After the movie’s Sundance debut, the Catholic League called it “pure trash” — a reaction quoted in the film’s red band trailer alongside critics’ reviews. “I don’t want to hurt people’s feelings, but I think when the Catholic League was protesting, they hadn’t actually seen the movie; they were just going off of reviews,” explains Baena. “I understand why they would feel the need to inject themselves into the conversation but I wish they would just watch it and understand this isn’t an attack on their religion. It’s just the context in which it takes place, and I didn’t come up with that. This book has been controversial in the past, and it’s part of Italian history.”
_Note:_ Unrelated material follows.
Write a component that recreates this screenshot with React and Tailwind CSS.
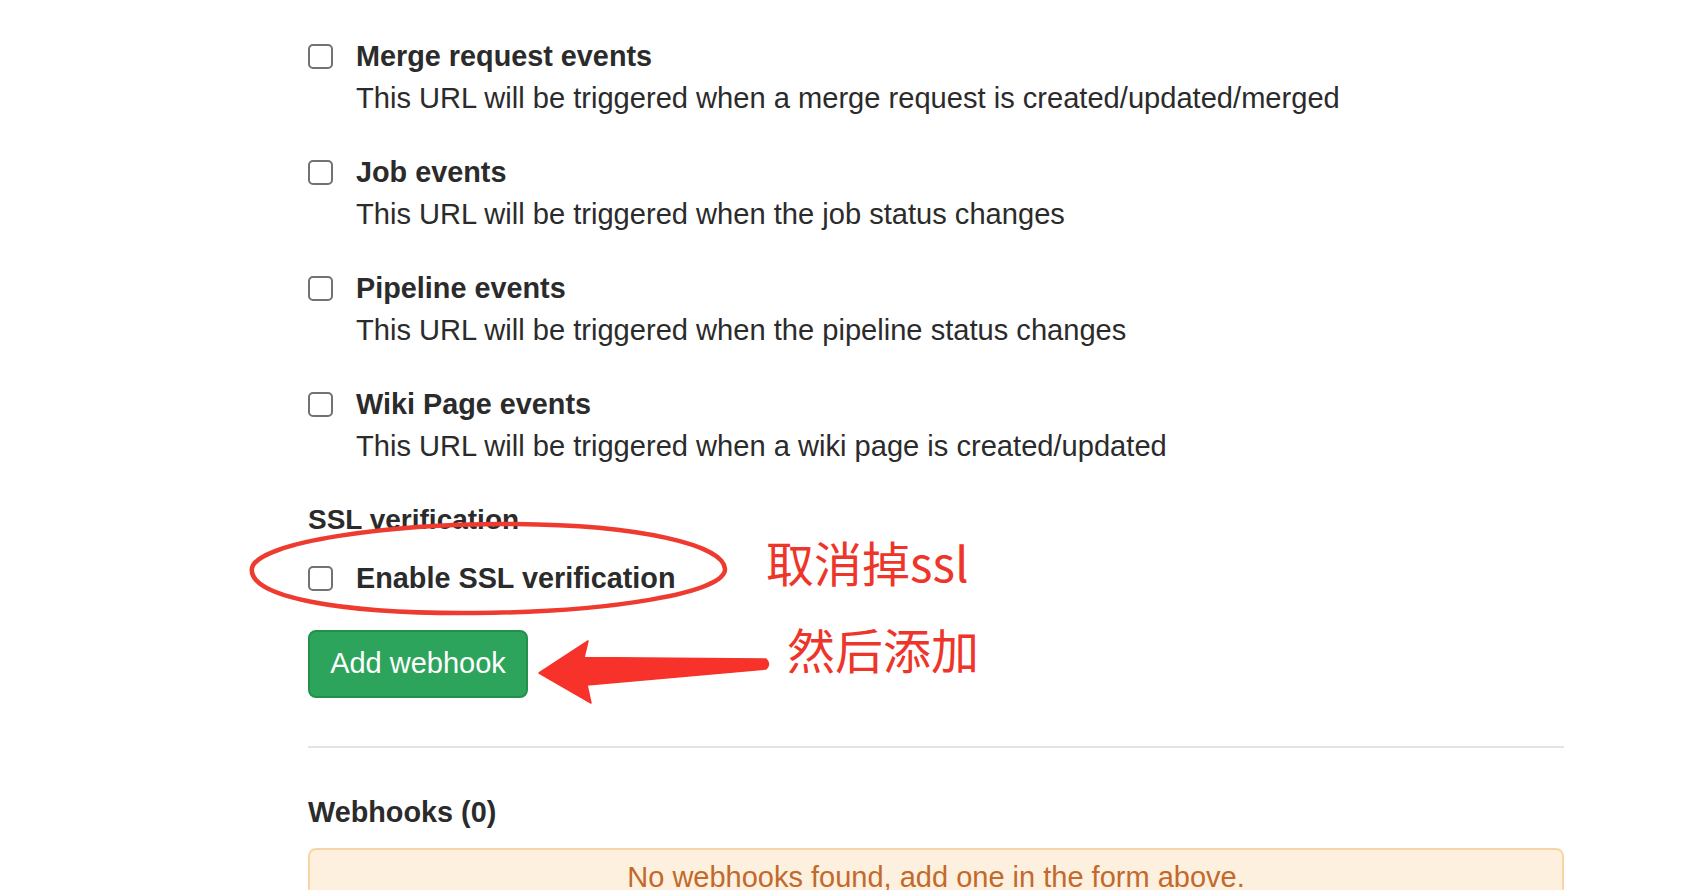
import React from 'react';

const events = [
  { title: 'Merge request events', desc: 'This URL will be triggered when a merge request is created/updated/merged' },
  { title: 'Job events', desc: 'This URL will be triggered when the job status changes' },
  { title: 'Pipeline events', desc: 'This URL will be triggered when the pipeline status changes' },
  { title: 'Wiki Page events', desc: 'This URL will be triggered when a wiki page is created/updated' },
];

function Checkbox() {
  return <span className="block w-[25px] h-[25px] mt-[8px] shrink-0 rounded-[5px] border-2 border-[#727272] bg-white" />;
}

// Red hand-drawn marks laid over the form
function Annotations() {
  return (
    <>
      <svg
        className="absolute left-0 top-0 pointer-events-none"
        width="1706"
        height="890"
        viewBox="0 0 1706 890"
      >
        <path
          d="M252,568 C258,542 390,523 515,524 C640,525 724,545 725,569 C726,593 610,612 475,613 C340,614 247,597 252,568 Z"
          fill="none"
          stroke="#ef3a2f"
          strokeWidth="4.5"
        />
        <path
          d="M539,673 L588,641 L584,657.5 L766,659 Q771,664 766,669 L587,685 L591,703 Z"
          fill="#f7322a"
          stroke="#f7322a"
          strokeWidth="1.5"
          strokeLinejoin="round"
        />
      </svg>
      <div className="absolute left-[766px] top-[537px] text-[48px] leading-none text-[#ee3529] font-['Noto_Sans_CJK_SC',sans-serif] whitespace-nowrap">
        取消掉ssl
      </div>
      <div className="absolute left-[787px] top-[624px] text-[48px] leading-none text-[#ee3529] font-['Noto_Sans_CJK_SC',sans-serif] whitespace-nowrap">
        然后添加
      </div>
    </>
  );
}

export default function App() {
  return (
    <div className="relative min-h-screen w-full bg-white text-[#2b2b2b] font-['Liberation_Sans',Arial,sans-serif]">
      <div className="ml-[308px] w-[1256px] pt-[36px]">
        {events.map((ev) => (
          <div key={ev.title} className="flex gap-[23px] mb-[34px]">
            <Checkbox />
            <div>
              <div className="font-bold text-[28.8px] leading-[40px]">{ev.title}</div>
              <div className="mt-[2px] text-[29.1px] leading-[40px]">{ev.desc}</div>
            </div>
          </div>
        ))}

        <div className="mb-[18px] font-bold text-[28px] leading-[40px]">SSL verification</div>
        <div className="flex gap-[23px] mb-[32px]">
          <Checkbox />
          <div className="font-bold text-[28.8px] leading-[40px]">Enable SSL verification</div>
        </div>

        <button className="mb-[48px] flex h-[68px] w-[220px] items-center justify-center rounded-[8px] border-2 border-[#23914d] bg-[#2da45b] text-[29px] text-white">
          Add webhook
        </button>

        <div className="mb-[44px] h-[2px] bg-[#e4e4e4]" />

        <div className="mb-[16px] font-bold text-[28.8px] leading-[40px]">Webhooks (0)</div>

        <div className="rounded-[8px] border-2 border-[#f6d6a6] bg-[#fdf0df] pt-[7px] pb-[24px] text-center text-[29px] leading-[40px] text-[#c2692c]">
          No webhooks found, add one in the form above.
        </div>
      </div>
      <Annotations />
    </div>
  );
}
Plaza — who shrugs off the Catholic League’s condemnation (“I don’t care, really, at all,” she says) — notched her first feature producing credit with Little Hours, which she helped develop, cast and keep focused throughout production. “I’m really interested in creating that environment on set where everyone has the same vision and feels like they’re contributing, because that changes how the movie comes out in the end,” she explains. “For me, the moviemaking process is a magical, mystical journey, and having that input and control from the beginning was fun. I like the idea of being able to affect the movie in more ways than just saying my lines.”
Plaza says she’s now “actively looking” for films to produce, especially if helmed by a first-time director (she also produced her subsequent film, Matt Spicer's social media satire Ingrid Goes West). “It depends on whoever is directing the movie — I wouldn’t tell Paul Thomas Anderson that I demand to be a producer — but I think I’m at a point now where I feel more confident in knowing what I want to do and how I want to do things. Now that I’ve been through it, my brain is like firing on all cylinders.”
And though “a little bit burnt out” from shooting three movies (including Jim Hosking’s upcoming comedy An Evening With Beverly Luff Linn) and the FX series Legion, Plaza has more plans ahead: “I want to direct. I will direct.”
Adds Baena, “She’s gonna be a great director.”